Summary
upholding the constitutionality of section 775.087 in the face of an allegation that the statute does not put a defendant on notice that conviction would subject such defendant to that section's provisions
Summary of this case from Bryant v. StateOpinion
No. 50946.
March 22, 1979.
Appeal from the Circuit Court, Jefferson County, Kenneth E. Cooksey, J.
Michael M. Corin, Asst. Public Defender, Tallahassee, for appellant.
Jim Smith, Atty. Gen., and Wallace E. Allbritton, Asst. Atty. Gen., Tallahassee, for appellee.
This is an appeal from a judgment adjudicating appellant (defendant in trial court) guilty of the crime of attempted murder in the second degree. The defendant contended that the mandatory minimum sentence requirements of Florida Statutes, Section 775.087(2) were unconstitutional. The trial court ruled that the statute was constitutional. The appeal was lodged in the First District Court of Appeal and transferred to this court. We have jurisdiction. Florida Constitution, Article V, Section 3(b)(1).
The only question presented was whether this statute could constitutionally require that a person who is convicted of attempt to commit murder in the second degree and who had in his possession a firearm must be sentenced to a minimum term of imprisonment for three years and must serve such minimum sentence before being eligible for parole.

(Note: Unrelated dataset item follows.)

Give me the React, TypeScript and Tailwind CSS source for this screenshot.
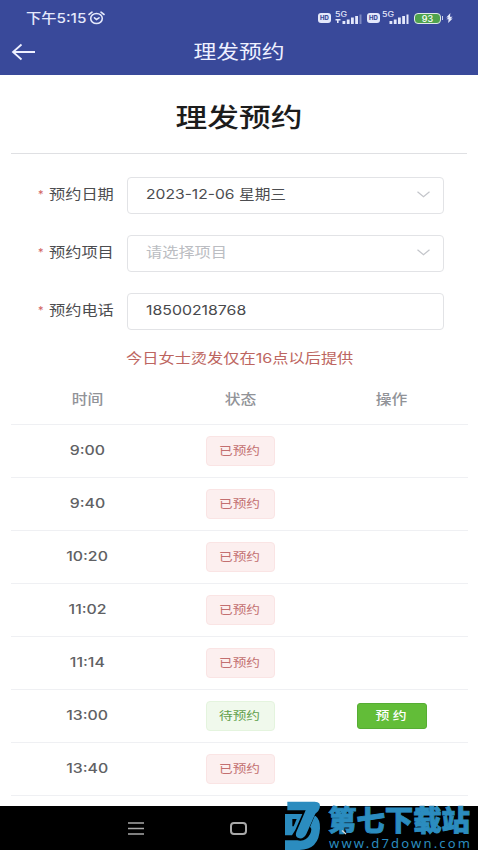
import type { ReactNode } from "react";

// ── Data ──
interface Slot {
  time: string;
  open?: boolean;
}

const slots: Slot[] = [
  { time: "9:00" },
  { time: "9:40" },
  { time: "10:20" },
  { time: "11:02" },
  { time: "11:14" },
  { time: "13:00", open: true },
  { time: "13:40" },
];

// ── Signal: 5G label over rising bars ──
function Signal({ weak = false }: { weak?: boolean }) {
  return (
    <svg width="28" height="14" viewBox="0 0 28 14" fill="#e4e8fb">
      <text x="0" y="6" fontSize="7" fontFamily="Inter, sans-serif" fontWeight="500" textLength="12" lengthAdjust="spacingAndGlyphs">5G</text>
      {weak && <path d="M.5 8h5v1.4H3.600v2.600H2V9.400H.5z" />}
      <rect x="7.500" y="10" width="2.800" height="3" />
      <rect x="11.800" y="8.500" width="2.800" height="4.500" />
      <rect x="16" y="6.500" width="2.800" height="6.500" />
      <rect x="20.200" y="5" width="2.800" height="8" />
      <rect x="24.500" y="3.500" width="2" height="9.500" opacity={weak ? 0.4 : 1} />
    </svg>
  );
}

function HdBadge() {
  return (
    <span className="flex h-[10px] w-[13px] items-center justify-center rounded-[3px] bg-[#e4e8fb] text-[6px] font-extrabold leading-none text-[#39499a]">
      HD
    </span>
  );
}

// ── StatusBar ──
function StatusBar() {
  return (
    <div className="flex h-[34px] items-center justify-between pl-[26px] pr-[25px] pt-[2px] text-[#e4e8fb]">
      <div className="flex items-center gap-[1px]">
        <span className="w-[61px] whitespace-nowrap">
          <span className="inline-block origin-left -translate-y-px scale-x-[1.13] text-[13.500px] font-medium leading-5">下午5:15</span>
        </span>
        <svg width="17" height="14" viewBox="0 0 17 14" fill="none" stroke="currentColor" strokeWidth="1.600" strokeLinecap="round">
          <ellipse cx="8.500" cy="7.500" rx="5.800" ry="5" />
          <path d="M1 3.500 4 1.200M16 3.500 13 1.200M6.500 6.800 8.500 8.500 11 6.800" />
        </svg>
      </div>
      <div className="flex items-center">
        <HdBadge />
        <span className="ml-[4px]"><Signal weak /></span>
        <span className="ml-[4px]"><HdBadge /></span>
        <span className="ml-[2px]"><Signal /></span>
        <span className="ml-[4px] flex h-[11px] w-[27px] items-center justify-center rounded-[4px] border border-[#dfe9e8] bg-[#4fa34d] text-[9px] font-medium leading-none text-white">
          93
        </span>
        <span className="ml-px h-[4px] w-px bg-[#cdd3f0]" />
        <svg className="ml-[3px]" width="7" height="10" viewBox="0 0 7 11" fill="#e4e8fb">
          <path d="M4.500 0 0 5h2.500L0 6.800h2.500L2 11l5-5H4.600l2.400-2H4z" />
        </svg>
      </div>
    </div>
  );
}

// ── FormRow: required label + boxed field ──
function FormRow({ label, children }: { label: string; children: ReactNode }) {
  return (
    <div className="flex h-[38px] items-center">
      <div className="flex w-[127px] shrink-0 items-center pb-[2px] pl-[38px]">
        <span className="w-[11px] text-[11px] leading-none text-[#d0605f]">*</span>
        <span className="inline-block origin-left scale-x-[1.2] whitespace-nowrap text-[13.500px] text-[#4c4d50]">{label}</span>
      </div>
      <div className="flex h-[37px] w-[317px] items-center justify-between rounded-[4px] border border-[#e2e3e6] pb-[2px] pl-[18px] pr-[13px]">
        {children}
      </div>
    </div>
  );
}

function Chevron() {
  return (
    <svg width="13" height="7" viewBox="0 0 13 7" fill="none" stroke="#c3c5ca" strokeWidth="1.200">
      <path d="M.5.8 6.500 5.800 12.500.8" />
    </svg>
  );
}

// ── SlotRow ──
function SlotRow({ time, open = false }: Slot) {
  return (
    <div className="grid h-[53px] grid-cols-[153px_152px_151px] items-center justify-items-center border-b border-[#eff0f3]">
      <span className="inline-block scale-x-[1.22] text-[13px] font-medium text-[#606164]">{time}</span>
      <span
        className={`flex h-[30px] w-[69px] items-center justify-center rounded-[4px] border ${
          open ? "border-[#e4f4de] bg-[#f0f9ec] text-[#62a04c]" : "border-[#fae4e4] bg-[#fcefef] text-[#c36f70]"
        }`}
      >
        <span className="inline-block translate-y-px scale-x-[1.17] text-[11.700px]">{open ? "待预约" : "已预约"}</span>
      </span>
      {open && (
        <button className="flex h-[26px] w-[70px] items-center justify-center rounded-[3px] border border-[#56ad34] bg-[#62bd38] text-white">
          <span className="inline-block translate-y-px scale-x-[1.2] text-[11.500px] font-medium">预 约</span>
        </button>
      )}
    </div>
  );
}

// ── Watermark: site logo and address over the nav bar ──
function Watermark() {
  return (
    <div className="absolute left-[280px] top-[-11px] flex h-[55px] w-[198px]">
      <svg className="shrink-0" width="48" height="55" viewBox="0 0 144 165" fill="#2b8cbf">
        <path d="M22 20H104Q124 20 119 39 117 49 106 56L79 117Q71 132 58 130 43 126 49 111L77 46H22z" />
        <path d="M107 63Q121 74 120 100 117 165 58 165H15V136H52Q78 141 90 118 98 100 90 96L104 63z" />
        <path fillRule="evenodd" d="M15 57H67L46 105 36 121H15zM37 72V94H41L50 72z" />
      </svg>
      <svg width="150" height="55" viewBox="0 0 150 55" fill="#2b8cbf">
        <text x="0" y="36" textLength="142" lengthAdjust="spacingAndGlyphs" fontSize="28" fontWeight="900" fontFamily="'Noto Sans CJK SC', sans-serif" stroke="#2b8cbf" strokeWidth=".9">第七下载站</text>
        <text x="1" y="52.500" textLength="141" fontSize="13" fontFamily="'Noto Sans', sans-serif">www.d7down.com</text>
        {/* Tip of the back chevron */}
        <path d="M14 35.500 18 39" stroke="#d5dde2" strokeWidth="1.400" />
      </svg>
    </div>
  );
}

export default function App() {
  return (
    <div className="flex h-[850px] w-[478px] flex-col overflow-hidden bg-white font-[Inter,'Noto_Sans_CJK_SC',sans-serif]">
      {/* Top bar */}
      <header className="h-[75px] shrink-0 bg-[#39499a]">
        <StatusBar />
        <div className="grid h-[36px] grid-cols-[1fr_auto_1fr] items-center">
          <svg className="ml-[11px]" width="25" height="18" viewBox="0 0 25 18" fill="none" stroke="#eef0ff" strokeWidth="1.800">
            <path d="M24 9H2M10.500 1.500 2 9l8.500 7.500" />
          </svg>
          <h1 className="translate-y-px scale-x-[1.2] text-[19px] leading-6 text-[#eef0ff]">理发预约</h1>
        </div>
      </header>

      <main className="flex-1 px-[11px]">
        <h2 className="flex h-[79px] items-center justify-center border-b border-[#dfe0e3] pt-[7px] text-[26px] font-medium text-[#1c1c1c]">
          <span className="inline-block scale-x-[1.22]">理发预约</span>
        </h2>

        {/* Booking form */}
        <div className="-ml-[11px] mt-[22px] flex flex-col gap-[20px]">
          <FormRow label="预约日期">
            <span className="inline-block origin-left scale-x-[1.16] text-[13.500px] text-[#4c4d50]">2023-12-06 星期三</span>
            <Chevron />
          </FormRow>
          <FormRow label="预约项目">
            <span className="inline-block origin-left scale-x-[1.2] text-[13.500px] text-[#bbbdc2]">请选择项目</span>
            <Chevron />
          </FormRow>
          <FormRow label="预约电话">
            <span className="inline-block origin-left translate-y-px scale-x-[1.22] text-[13px] text-[#48494c]">18500218768</span>
          </FormRow>
        </div>

        <p className="mt-[17px] flex h-[22px] items-center justify-center pl-[2px] text-[13.500px] text-[#bd6560]">
          <span className="inline-block scale-x-[1.2]">今日女士烫发仅在16点以后提供</span>
        </p>

        {/* Slots table */}
        <div className="w-[457px]">
          <div className="grid h-[56px] grid-cols-[153px_152px_151px] items-center justify-items-center border-b border-[#eff0f3] pt-[5px] text-[13.500px] font-medium text-[#919398]">
            <span className="inline-block scale-x-[1.17]">时间</span>
            <span className="inline-block scale-x-[1.17]">状态</span>
            <span className="inline-block scale-x-[1.17]">操作</span>
          </div>
          {slots.map((slot) => (
            <SlotRow key={slot.time} {...slot} />
          ))}
        </div>
      </main>

      {/* System nav */}
      <footer className="relative h-[44px] shrink-0 bg-black">
        <div className="flex h-full items-center pl-[128px]">
          <svg width="17" height="13" viewBox="0 0 17 13" stroke="#a9a9a9" strokeWidth="1.600">
            <path d="M0 1h16M0 6.500h16M0 12h16" />
          </svg>
          <span className="ml-[85px] h-[13px] w-[17px] rounded-[4px] border-2 border-[#a9a9a9]" />
        </div>
        <Watermark />
      </footer>
    </div>
  );
}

The defendant concedes that Florida courts have consistently rejected constitutional challenges to statutes which require mandatory minimum sentences to be imposed and that as a general proposition, if the sentence given is one that has been established by the legislature and is not on its face cruel and unusual, the imposition thereof will be sustained as against attacks based on due process, equal protection, separation of powers and legislative usurpation arguments. O'Donnell v. State, 326 So.2d 4 (Fla. 1975), Owens v. State, 316 So.2d 537 (Fla. 1975), Owens v. State, 300 So.2d 70 (Fla. 1st DCA 1974), appeal dismissed, 305 So.2d 203 (Fla. 1974), and Dorminey v. State, 314 So.2d 134 (Fla. 1975).
He contends the statute does not meet constitutional muster because:
1) It does not place defendant on notice that a conviction for this crime would subject him to the penalty provisions of the statute under attack;
2) The statute is discriminatory and misleading because it excludes from the mandatory minimum sentencing those individuals who possess and use deadly weapons other than firearms or destructive devices while in the commission of criminal acts;
3) The statute unconstitutionally binds trial judges to a sentencing process which wipes out any chance for a reasoned judgment;
4) The statute unconstitutionally usurps the functions of the Parole and Probation Commission.
We reject the contentions of the defendant and hold that the statute is constitutional. See Dorminey v. State, 314 So.2d 134 (Fla. 1975), Owens v. State, 316 So.2d 537 (Fla. 1975), Sowell v. State, 342 So.2d 969 (Fla. 1977).
The conviction of the defendant is affirmed. It is so ordered.
ENGLAND, C.J., and ADKINS, BOYD, OVERTON, SUNDBERG, HATCHETT and ALDERMAN, JJ., concur.